Would it have been better if McCarthy’s team could have wrung deeper spending cuts out of the Biden administration? Certainly. The deal agrees to cap discretionary non-military spending at $704 billion, down from the projected 2024 baseline of $757 billion. The House bill would have reduced it to $689 billion. Even that, however, would only bring us back to 2022 levels, which would not be going far enough for an economy at full employment and very high inflation.

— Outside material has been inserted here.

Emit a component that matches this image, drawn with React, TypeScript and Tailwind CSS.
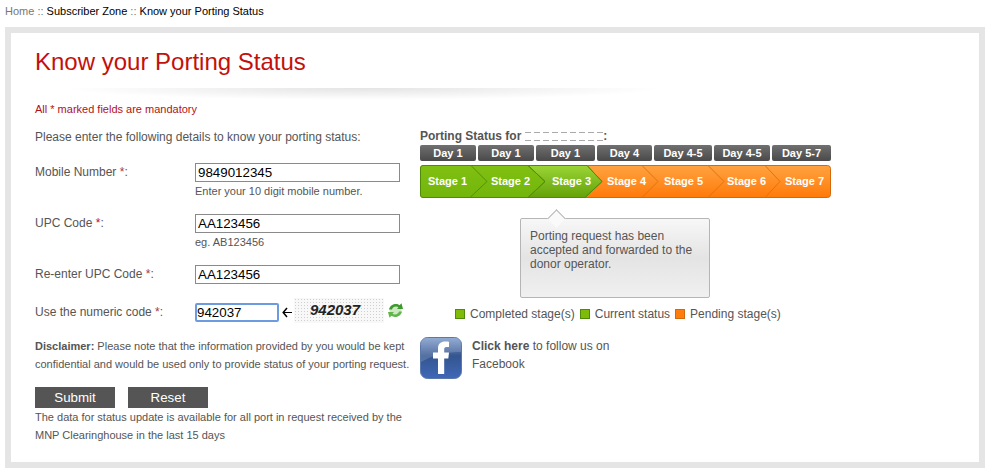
const days = [
  { label: 'Day 1', w: 'w-[56px]' },
  { label: 'Day 1', w: 'w-[56px]' },
  { label: 'Day 1', w: 'w-[59px]' },
  { label: 'Day 4', w: 'w-[55px]' },
  { label: 'Day 4-5', w: 'w-[58px]' },
  { label: 'Day 4-5', w: 'w-[56px]' },
  { label: 'Day 5-7', w: 'w-[59px]' },
]

const stages = [
  { label: 'Stage 1', ml: 'ml-[8px]' },
  { label: 'Stage 2', ml: 'ml-[24px]' },
  { label: 'Stage 3', ml: 'ml-[22px]' },
  { label: 'Stage 4', ml: 'ml-[16px]' },
  { label: 'Stage 5', ml: 'ml-[18px]' },
  { label: 'Stage 6', ml: 'ml-[24px]' },
  { label: 'Stage 7', ml: 'ml-[19px]' },
]

const StageBackground = () => (
  <svg className="absolute inset-0" width="411" height="33" viewBox="0 0 411 33">
    <defs>
      <linearGradient id="green" x1="0" y1="0" x2="0" y2="1">
        <stop offset="0" stopColor="#7fc012" />
        <stop offset="1" stopColor="#74b50c" />
      </linearGradient>
      <linearGradient id="current" x1="0" y1="0" x2="0" y2="1">
        <stop offset="0" stopColor="#9bd437" />
        <stop offset="1" stopColor="#64a208" />
      </linearGradient>
      <linearGradient id="orange" x1="0" y1="0" x2="0" y2="1">
        <stop offset="0" stopColor="#ffa341" />
        <stop offset="1" stopColor="#ff7a09" />
      </linearGradient>
    </defs>
    <rect x="0.5" y="0.5" width="410" height="32" rx="3" fill="url(#orange)" stroke="#d4690a" />
    <path d="M3 .5H167L182 16.5L165 32.5H3Q.5 32.5 .5 30V3Q.5 .5 3 .5Z" fill="url(#green)" stroke="#4f8a08" />
    <path d="M108 .5H167L182 16.5L165 32.5H108L125 16.5Z" fill="url(#current)" stroke="#4f8a08" />
    <path d="M51 .5L67 16.5L50 32.5M108 .5L125 16.5L108 32.5" fill="none" stroke="#558f0a" />
    <path d="M222 .5L238 16.5L222 32.5M288 .5L304 16.5L288 32.5M345 .5L360 16.5L345 32.5" fill="none" stroke="#e0730f" />
  </svg>
)

const FacebookIcon = () => (
  <svg width="42" height="42" viewBox="0 0 42 42">
    <defs>
      <linearGradient id="fb" x1="0" y1="0" x2="0" y2="1">
        <stop offset="0" stopColor="#7f9dcc" />
        <stop offset="0.45" stopColor="#34558f" />
        <stop offset="1" stopColor="#3f68b8" />
      </linearGradient>
    </defs>
    <rect x="0.5" y="0.5" width="41" height="41" rx="7" fill="url(#fb)" stroke="#5a78aa" />
    <path d="M1 6Q1 1 6 1H36Q41 1 41 6V15Q20 14 1 25Z" fill="#fff" fillOpacity="0.16" />
    <path d="M18 37V21.5H13V15.5H18V11.5C18 6.5 21 4.5 25 4.5C27 4.5 28.5 4.7 29 4.8V10H26.4C24.6 10 24.2 11 24.2 12.3V15.5H29L28.3 21.5H24.2V37Z" fill="#fff" />
  </svg>
)

const RefreshIcon = () => (
  <svg width="17" height="17" viewBox="0 0 17 17">
    <circle cx="8.5" cy="8.5" r="6" fill="#cfe8c4" />
    <path d="M2 7.5C3 3.5 6 2 9 2C10.5 2 11.5 2.5 12.5 3.2L14.5 1.2L16 7H10L11.5 5.3C10.8 4.8 10 4.6 9 4.6C7 4.6 5.5 5.7 5 7.5Z" fill="#3f9a2e" />
    <path d="M15 9.5C14 13.5 11 15 8 15C6.5 15 5.5 14.5 4.5 13.8L2.5 15.8L1 10H7L5.5 11.7C6.2 12.2 7 12.4 8 12.4C10 12.4 11.5 11.3 12 9.5Z" fill="#63b54a" />
  </svg>
)

const ArrowIcon = () => (
  <svg width="10" height="11" viewBox="0 0 10 11">
    <path d="M5 1L1.2 5.5L5 10" fill="none" stroke="#000" strokeWidth="1.5" />
    <path d="M1.5 5.5H10" fill="none" stroke="#000" strokeWidth="1" />
  </svg>
)

const App = () => {
  return (
    <div className="w-[990px] h-[475px] bg-white overflow-hidden font-['Liberation_Sans',Arial,sans-serif] text-[12px] text-[#555]">
      <div className="h-[27px] pl-[5px] pt-[4px] text-[11px] leading-[14px] text-black">
        <span className="text-[#777]">Home</span> <span className="text-[#777]">::</span> Subscriber Zone <span className="text-[#777]">::</span> Know your Porting Status
      </div>

      <div className="mx-[5px] h-[441px] border-[6px] border-[#e6e5e5] bg-white flex flex-col pl-[24px]">
        <h1 className="mt-[14px] text-[24px] leading-[30px] text-[#c4100c]">Know your Porting Status</h1>
        <div className="ml-[25px] mt-[11px] h-[12px] w-[605px] bg-[radial-gradient(ellipse_at_top,#e4e4e4,transparent_70%)]" />
        <p className="mt-[2px] text-[11px] leading-[14px] text-[#b3101a]">All * marked fields are mandatory</p>

        <div className="flex mt-[14px]">
          <div className="w-[385px] shrink-0">
            <p className="leading-[14px]">Please enter the following details to know your porting status:</p>

            <div className="flex mt-[19px] h-[51px]">
              <label className="w-[160px] pt-[2px] leading-[14px]">Mobile Number <span className="text-[#a8383c]">*</span>:</label>
              <div>
                <input readOnly value="9849012345" className="block w-[205px] h-[19px] border border-[#8a8a8a] px-[2px] text-[13.33px] text-black" />
                <p className="mt-[2px] text-[11px] leading-[14px]">Enter your 10 digit mobile number.</p>
              </div>
            </div>

            <div className="flex h-[51px]">
              <label className="w-[160px] pt-[2px] leading-[14px]">UPC Code <span className="text-[#c4100c]">*</span>:</label>
              <div>
                <input readOnly value="AA123456" className="block w-[205px] h-[19px] border border-[#8a8a8a] px-[2px] text-[13.33px] text-black" />
                <p className="mt-[2px] text-[11px] leading-[14px]">eg. AB123456</p>
              </div>
            </div>

            <div className="flex h-[38px]">
              <label className="w-[160px] pt-[2px] leading-[14px]">Re-enter UPC Code <span className="text-[#a8383c]">*</span>:</label>
              <input readOnly value="AA123456" className="block w-[205px] h-[19px] border border-[#8a8a8a] px-[2px] text-[13.33px] text-black" />
            </div>

            <div className="flex h-[25px]">
              <label className="w-[160px] pt-[2px] leading-[14px]">Use the numeric code <span className="text-[#a8383c]">*</span>:</label>
              <input readOnly value="942037" className="block w-[84px] h-[19px] border-2 border-[#6c9be0] rounded-[2px] px-0 text-[13.33px] text-black" />
              <span className="h-[19px] w-[15px] flex items-center justify-center"><ArrowIcon /></span>
              <div className="-mt-[5px] h-[25px] w-[90px] flex items-center justify-center pr-[8px] bg-[radial-gradient(#cfcfcf_0.6px,#f8f8f8_0.8px)] bg-[length:3px_3px] italic font-bold text-[15px] text-[#222]">942037</div>
              <div className="ml-[3px] -mt-[1px]"><RefreshIcon /></div>
            </div>

            <p className="mt-[9px] text-[11px] leading-[18px] whitespace-nowrap">
              <b>Disclaimer:</b> Please note that the information provided by you would be kept<br />
              confidential and would be used only to provide status of your porting request.
            </p>

            <div className="flex gap-[13px] mt-[14px]">
              <button className="w-[80px] h-[21px] bg-[#555] text-white text-[13.33px] leading-[21px]">Submit</button>
              <button className="w-[80px] h-[21px] bg-[#555] text-white text-[13.33px] leading-[21px]">Reset</button>
            </div>

            <p className="text-[11px] leading-[18px] whitespace-nowrap">
              The data for status update is available for all port in request received by the<br />
              MNP Clearinghouse in the last 15 days
            </p>
          </div>

          <div className="w-[411px] shrink-0">
            <div className="flex items-center h-[14px] -mt-[1px] font-bold leading-[14px]">
              Porting Status for
              <span className="flex ml-[4px] gap-[3px]">
                {[0, 1, 2, 3, 4, 5, 6, 7, 8].map((i) => (
                  <span key={i} className="block w-[6px] h-[9px] border-y border-dashed border-[#aaa]" />
                ))}
              </span>
              :
            </div>

            <div className="flex gap-[2px] mt-[2px]">
              {days.map((d, i) => (
                <div key={i} className={`${d.w} h-[16px] rounded-[2px] bg-gradient-to-b from-[#707070] to-[#4a4a4a] text-center text-white font-bold text-[11px] leading-[16px]`}>
                  {d.label}
                </div>
              ))}
            </div>

            <div className="relative flex mt-[4px] w-[411px] h-[33px]">
              <StageBackground />
              {stages.map((s) => (
                <div key={s.label} className={`${s.ml} w-[39px] relative text-center text-white font-bold text-[11px] leading-[33px] whitespace-nowrap`}>
                  {s.label}
                </div>
              ))}
            </div>

            <div className="relative ml-[100px] mt-[20px] w-[190px] h-[80px] border border-[#b5b5b5] rounded-[2px] bg-gradient-to-b from-[#f7f7f7] via-[#e4e4e4] to-[#f0f0f0] pl-[9px] pt-[10px] leading-[14px]">
              <span className="absolute -top-[7px] left-[29px] w-[13px] h-[13px] rotate-45 bg-[#fafafa] border-l border-t border-[#b5b5b5]" />
              Porting request has been<br />
              accepted and forwarded to the<br />
              donor operator.
            </div>

            <div className="flex items-center ml-[35px] mt-[9px] h-[14px] leading-[14px]">
              <span className="w-[10px] h-[10px] bg-[#7fbc0a] border border-[#4f8a08]" />
              <span className="ml-[5px]">Completed stage(s)</span>
              <span className="ml-[5px] w-[10px] h-[10px] bg-[#7fbc0a] border border-[#4f8a08]" />
              <span className="ml-[5px]">Current status</span>
              <span className="ml-[5px] w-[10px] h-[10px] bg-[#ff7d0c] border border-[#d4690a]" />
              <span className="ml-[5px]">Pending stage(s)</span>
            </div>

            <div className="flex mt-[16px]">
              <FacebookIcon />
              <p className="ml-[10px] leading-[18px]">
                <b>Click here</b> to follow us on<br />
                Facebook
              </p>
            </div>
          </div>
        </div>
      </div>
    </div>
  )
}

export default App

It’s still too early to say whether the Fed will hike at the June meeting. The CME’s FedWatch tool, which is based on fed funds futures prices, now gives a 70 percent chance of a hike in June, up from less than 30 percent last week. A lot will likely turn on the jobs report this Friday. A weak jobs report will likely allow the Fed to at least skip the June meeting and put it into a holding pattern for the July meeting. A strong jobs report should guarantee another hike, either in June or July.